From: Wolfgang Bumiller <w.bumiller@proxmox.com>
To: Lukas Wagner <l.wagner@proxmox.com>
Cc: pdm-devel@lists.proxmox.com
Subject: Re: [pdm-devel] [PATCH proxmox-datacenter-manager 10/25] metric collection: collect overdue metrics on startup/timer change
Date: Thu, 13 Feb 2025 16:34:29 +0100 [thread overview]
Message-ID: <siuxzgzefcm6kye63hkpjmmz4ibqrxhjo233egh545dqddpcxh@ezwzvaqhjihi> (raw)
In-Reply-To: <ff8f6b15-b3aa-4229-ae50-3218a919c5d4@proxmox.com>
On Thu, Feb 13, 2025 at 04:21:33PM +0100, Lukas Wagner wrote:
>
>
> On 2025-02-13 15:19, Wolfgang Bumiller wrote:
> > On Thu, Feb 13, 2025 at 02:50:32PM +0100, Lukas Wagner wrote:
> >>
> >>
> >> On 2025-02-13 09:55, Wolfgang Bumiller wrote:
> >>>> loop {
> >>>> let old_settings = self.settings.clone();
> >>>> tokio::select! {
> >>>> @@ -124,7 +132,12 @@ impl MetricCollectionTask {
> >>>> "metric collection interval changed to {} seconds, reloading timer",
> >>>> interval
> >>>> );
> >>>> - timer = Self::setup_timer(interval);
> >>>> + (timer, next_run) = Self::setup_timer(interval);
> >>>> + // If change (and therefore reset) our timer right before it fires,
> >>>> + // we could potentially miss one collection event.
> >>>
> >>> Couldn't we instead just pass `next_run` through to `setup_timer` and
> >>> call `reset_at(next_run)` on it? (`first_run` would only be used in the
> >>> initial setup, so `next_run` could either be an `Option`, or the setup
> >>> code does the `next_aligned_instant` call...
> >>>
> >>> This should be much less code by making the new
> >>> `fetch_overdue{,_and_save_sate}()` functions unnecessary, or am I
> >>> missing something?
> >>>
> >>
> >> I guess the question is, do we want nicely aligned timer ticks?
> >>
> >> e.g. 14:01:00, 14:02:00, 14:03:00 ... for 60 second interval
> >> or 14:00:00, 14:05:00, 14:10:00 ... for a 5 minute interval?
> >>
> >> Because that was the main intention behind using the 'collection-interval' as
> >> a base for calculating the aligned instant for the first timer reset.

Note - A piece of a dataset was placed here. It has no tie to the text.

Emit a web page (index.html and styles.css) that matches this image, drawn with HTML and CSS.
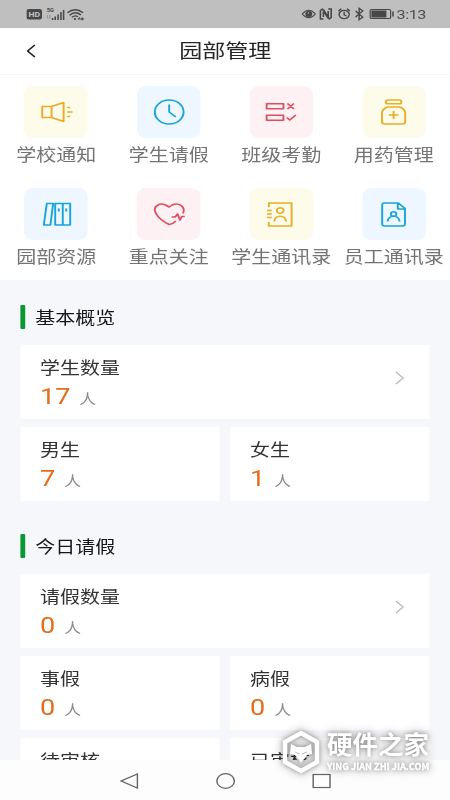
FILE: index.html
```html
<!DOCTYPE html>
<html lang="zh-CN">
<head>
<meta charset="utf-8">
<title>园部管理</title>
<link rel="stylesheet" href="styles.css">
</head>
<body>
<div class="phone">
  <div class="status">
    <svg class="status-left" viewBox="0 0 60 16">
      <rect x="0" y="3" width="13" height="10.5" rx="2" fill="#484848"/>
      <text x="1.7" y="11" font-size="7.5" font-weight="700" fill="#c4c4c4" textLength="9.6" lengthAdjust="spacingAndGlyphs">HD</text>
      <text x="17" y="6.5" font-size="6" font-weight="700" fill="#484848" textLength="6" lengthAdjust="spacingAndGlyphs">5G</text>
      <path d="M17.500 9v3.500M19.500 9v3.500" stroke="#999" stroke-width="1"/>
      <path d="M21.800 12v2M24 10.500V14M26.400 8.500V14M28.800 6V14M31 4V14" stroke="#484848" stroke-width="1.300" fill="none"/>
      <path d="M34.200 6.800Q40.700 0.800 47.200 6.800M36 9.200Q40.700 4.500 45.400 9M38 11.200Q40.500 8.700 43 10.700" stroke="#484848" stroke-width="1.300" fill="none"/>
      <circle cx="40.500" cy="13" r="1" fill="#484848"/>
      <path d="M43 13h4M44.500 11.500L43 13M46 11.500l1.500 1.500-1.500 1" stroke="#484848" stroke-width="1" fill="none"/>
    </svg>
    <div class="status-right">
      <svg class="status-icons" viewBox="0 0 78 16" fill="none" stroke="#484848" stroke-width="1">
        <path d="M.8 8Q6.300 0.500 11.800 8Q6.300 15.500.8 8Z"/><circle cx="6.300" cy="8" r="2.400" fill="#484848"/><path d="M5.500 7h1" stroke="#c0c0c0"/>
        <path d="M18.500 13H16V4.500L17.500 3l5 9.500V5M22.500 3H25v8.500L23.500 13l-5-9.500V11" stroke-width="1.300"/>
        <circle cx="35.800" cy="8.500" r="4.200" stroke-width="1.200"/><path d="M35.800 5.800V9l2 1M31 5l2.500-2.200M40.600 5l-2.500-2.200" stroke-width="1.200"/>
        <path d="M45.300 5l6 6.200-3 2.500V2.300l3 2.500-6 6.200" stroke-width="1.200"/>
        <rect x="57.500" y="3.500" width="17" height="9" rx="1"/><rect x="59" y="5" width="11.500" height="6" fill="#484848"/><path d="M76.500 5.500v5" stroke-width="1.300"/>
      </svg>
      <span>3:13</span>
    </div>
  </div>

  <header class="header">
    <svg class="back" viewBox="0 0 8 14"><path d="M7 1L1 7l6 6"/></svg>
    <h1>园部管理</h1>
  </header>

  <nav class="menu">
    <div class="item">
      <div class="tile yellow"><svg viewBox="0 0 30 30"><path d="M3.200 9.500H11v11H3.200zM11 9.500L21 5.500v19L11 20.500M24 10.500h2.500M24 15h4.500M24 19.500h2.500"/></svg></div>
      <span>学校通知</span>
    </div>
    <div class="item">
      <div class="tile blue"><svg viewBox="0 0 30 30"><circle cx="15" cy="15" r="12"/><path d="M15 7.500V15l5.500 5"/></svg></div>
      <span>学生请假</span>
    </div>
    <div class="item">
      <div class="tile red"><svg viewBox="0 0 30 30"><path d="M3.200 6.700h14v5h-14zM3.200 18.200h14v5h-14zM20.500 6.500l5.500 5.500M26 6.500L20.500 12M20 20.500l2.500 2.500 5-5"/></svg></div>
      <span>班级考勤</span>
    </div>
    <div class="item">
      <div class="tile yellow"><svg viewBox="0 0 30 30"><rect x="8.500" y="3" width="13" height="3.800" rx="1.900"/><path d="M10 10h10q4.500 2 4.700 6v8.500q0 2.500-2.500 2.500H7.800q-2.500 0-2.500-2.500V16q.2-4 4.700-6zM15 14v8M11 18h8"/></svg></div>
      <span>用药管理</span>
    </div>
    <div class="item">
      <div class="tile blue"><svg viewBox="0 0 30 30"><path d="M7 4.500h5.300L10 26H4.500zM14 4.500h6.300V26H14zM20.300 4.500h6.200V26h-6.200zM17 9.500v3M23.200 9.500v3"/></svg></div>
      <span>园部资源</span>
    </div>
    <div class="item">
      <div class="tile red"><svg viewBox="0 0 30 30"><path d="M26.500 14.500C29 8 23 3 17.500 6L15 8 12 6C6 3 .8 8.500 4 14.500c2 4.500 6.500 8.500 11 11 2-.3 4-1.500 5.500-3.500M17 18h3l2-3 2 6 1.500-3.500H28"/></svg></div>
      <span>重点关注</span>
    </div>
    <div class="item">
      <div class="tile yellow"><svg viewBox="0 0 30 30"><path d="M5 8V4h19v23H5v-4M3.500 11.500h4M3.500 15h4M3.500 18.500h4M9.500 22.500c.5-7 9.500-7 10 0"/><circle cx="14.500" cy="11.500" r="2.800"/></svg></div>
      <span>学生通讯录</span>
    </div>
    <div class="item">
      <div class="tile blue"><svg viewBox="0 0 30 30"><path d="M7 4h12l5.500 5.500V25q0 2-2 2H7.500q-2 0-2-2V6q0-2 1.500-2zM18.500 4v6h6M10 22.500c.5-7 9.500-7 10 0"/><circle cx="15" cy="15" r="2.300"/></svg></div>
      <span>员工通讯录</span>
    </div>
  </nav>

  <main class="content">
    <section>
      <h2>基本概览</h2>
      <div class="cards">
        <div class="card wide"><div><h3>学生数量</h3><p><b>17</b>人</p></div><svg class="more" viewBox="0 0 8 14"><path d="M1 1l6 6-6 6"/></svg></div>
        <div class="card"><div><h3>男生</h3><p><b>7</b>人</p></div></div>
        <div class="card"><div><h3>女生</h3><p><b>1</b>人</p></div></div>
      </div>
    </section>
    <section>
      <h2>今日请假</h2>
      <div class="cards">
        <div class="card wide"><div><h3>请假数量</h3><p><b>0</b>人</p></div><svg class="more" viewBox="0 0 8 14"><path d="M1 1l6 6-6 6"/></svg></div>
        <div class="card"><div><h3>事假</h3><p><b>0</b>人</p></div></div>
        <div class="card"><div><h3>病假</h3><p><b>0</b>人</p></div></div>
        <div class="card"><div><h3>待审核</h3></div></div>
        <div class="card"><div><h3>已审核</h3></div></div>
      </div>
    </section>
  </main>

  <footer class="navbar">
    <svg viewBox="0 0 16 16"><path d="M14.500 1v14L1 8z"/></svg>
    <svg viewBox="0 0 16 16"><circle cx="8" cy="8" r="7.300"/></svg>
    <svg viewBox="0 0 16 16"><rect x="1" y="1.500" width="14" height="13"/></svg>
  </footer>
</div>

<div class="watermark">
  <svg viewBox="0 0 40 44"><path d="M20 3L36 12v20L20 41 4 32V12z" fill="none" stroke="#fff" stroke-width="4.500"/><path d="M10 14l6 3h8l6-3 1 10-5 1-6 8-6-8-5-1z" fill="#fff"/><path d="M14 22l5 2M26 22l-5 2" stroke="#bbb" stroke-width="1"/></svg>
  <div class="brand"><strong>硬件之家</strong><small>YING JIAN ZHI JIA.COM</small></div>
</div>
</body>
</html>
```
FILE: styles.css
```css
* {
  box-sizing: border-box;
  margin: 0;
  padding: 0;
}

body {
  width: 450px;
  height: 800px;
  overflow: hidden;
  background: #fff;
  font-family: Roboto, "Noto Sans CJK SC", sans-serif;
}

/* 375-unit layout widened to the 450px viewport */
.phone {
  display: flex;
  flex-direction: column;
  width: 375px;
  height: 800px;
  overflow: hidden;
  transform: scaleX(1.2);
  transform-origin: 0 0;
}

.status {
  display: flex;
  flex: none;
  justify-content: space-between;
  height: 28px;
  padding: 6px 21px 6px 21.500px;
  background: #bfbfbf;
}

.status-left {
  width: 60px;
  height: 16px;
}

.status-right {
  display: flex;
  gap: 2px;
  color: #505050;
  font-size: 13.500px;
  line-height: 17px;
}

.status-icons {
  width: 78px;
  height: 16px;
}

.status-right span {
  width: 23.500px;
  letter-spacing: -0.4px;
  white-space: nowrap;
}

.header {
  display: flex;
  flex: none;
  align-items: center;
  height: 47px;
  padding: 0 21.500px;
  border-bottom: 1px solid #f5f5f5;
}

.back,
.more {
  width: 8px;
  height: 14px;
  fill: none;
  stroke: #222;
  stroke-width: 1.4;
}

.header h1 {
  flex: 1;
  margin-right: 7.500px;
  padding-top: 2px;
  color: #252525;
  font-size: 19.200px;
  font-weight: 400;
  line-height: 28px;
  text-align: center;
}

.menu {
  display: grid;
  flex: none;
  grid-template-columns: repeat(4, 1fr);
  grid-auto-rows: 102.500px;
  height: 205px;
  padding-top: 10.500px;
}

.item {
  display: flex;
  flex-direction: column;
  align-items: center;
  color: #747474;
  font-size: 16.670px;
  line-height: 24px;
  white-space: nowrap;
}

.item span {
  margin-top: 6px;
}

.tile {
  display: grid;
  place-items: center;
  width: 53px;
  height: 52px;
  border-radius: 8px;
}

.tile svg {
  width: 30px;
  height: 30px;
  fill: none;
  stroke: currentColor;
  stroke-width: 1.6;
  stroke-linejoin: round;
}

.yellow { color: #e9ad26; background: #fdfbe9; }
.blue { color: #18a5d5; background: #eef7ff; }
.red { color: #df4f62; background: #fdf1f4; }

.item span {
  color: #747474;
}

.content {
  flex: 1;
  min-height: 0;
  overflow: hidden;
  padding: 0 16.670px;
  background: #f6f7fa;
}

section h2 {
  display: flex;
  align-items: center;
  gap: 8.500px;
  height: 65px;
  padding-top: 9px;
  color: #161616;
  font-size: 16.670px;
  font-weight: 400;
}

section + section h2 {
  height: 73px;
  padding-top: 16px;
}

section h2::before {
  content: "";
  width: 4.200px;
  height: 24px;
  border-radius: 1px;
  background: #079832;
}

.cards {
  display: grid;
  grid-template-columns: 1fr 1fr;
  gap: 8px 8.330px;
}

.card {
  display: flex;
  align-items: flex-start;
  justify-content: space-between;
  height: 74px;
  padding: 12px 21.500px 0 16.670px;
  background: #fff;
}

.wide {
  grid-column: 1 / -1;
}

.card h3 {
  color: #333;
  font-size: 16.670px;
  font-weight: 400;
  line-height: 24px;
}

.card p {
  margin-top: -1px;
  color: #8a8a8a;
  font-size: 14px;
  line-height: 32px;
}

.card b {
  margin-right: 7.500px;
  color: #e56c18;
  font-size: 22.500px;
  font-weight: 400;
}

.more {
  margin-top: 13.500px;
  stroke: #bbb;
  stroke-width: 1.1;
}

.navbar {
  display: flex;
  flex: none;
  align-items: center;
  justify-content: center;
  gap: 64px;
  height: 40px;
  padding-top: 1px;
  background: #fdfdfd;
}

.navbar svg {
  width: 16px;
  height: 16px;
  fill: none;
  stroke: #666;
  stroke-width: 1.2;
}

.watermark {
  position: absolute;
  left: 281px;
  top: 730px;
  display: flex;
  align-items: center;
  gap: 6px;
  color: #fff;
  filter: drop-shadow(0 0 2px rgba(0, 0, 0, 0.3)) drop-shadow(0 0 5px rgba(0, 0, 0, 0.35));
}

.watermark svg {
  width: 40px;
  height: 44px;
}

.brand strong {
  display: block;
  font-size: 25.500px;
  font-weight: 700;
  line-height: 28px;
  white-space: nowrap;
}

.brand small {
  display: block;
  font-family: "Noto Sans CJK SC", sans-serif;
  font-size: 9.200px;
  font-weight: 700;
  line-height: 14px;
  white-space: nowrap;
  -webkit-text-stroke: 0.3px #fff;
}
```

> >> If we reuse the 'old' `next_run` when the interval is changed, we
> >> also reuse the old alignment.
> >>
> >> For instance, when changing from initially 1 minute to 5 minutes, the
> >> timer ticks might come at
> >> 14:01:00, 14:06:00, 14:11:00
> >>
> >> Technically, the naming for the `next_run` variable is not the best,
> >> since it just contains the Instant when the timer *first* fires, but
> >> this is then never updated to the *next* time the timer will fire...
> >> So that means that when changing the interval with your suggested change,
> >> you'd pass an Instant to `reset_at` that is already in the past,
> >> causing the timer to fire immediately.
> >>
> >> If we *don't* care about the aligned ticks as described above, we could
> >> just use a static alignment boundary, e.g. 60 seconds.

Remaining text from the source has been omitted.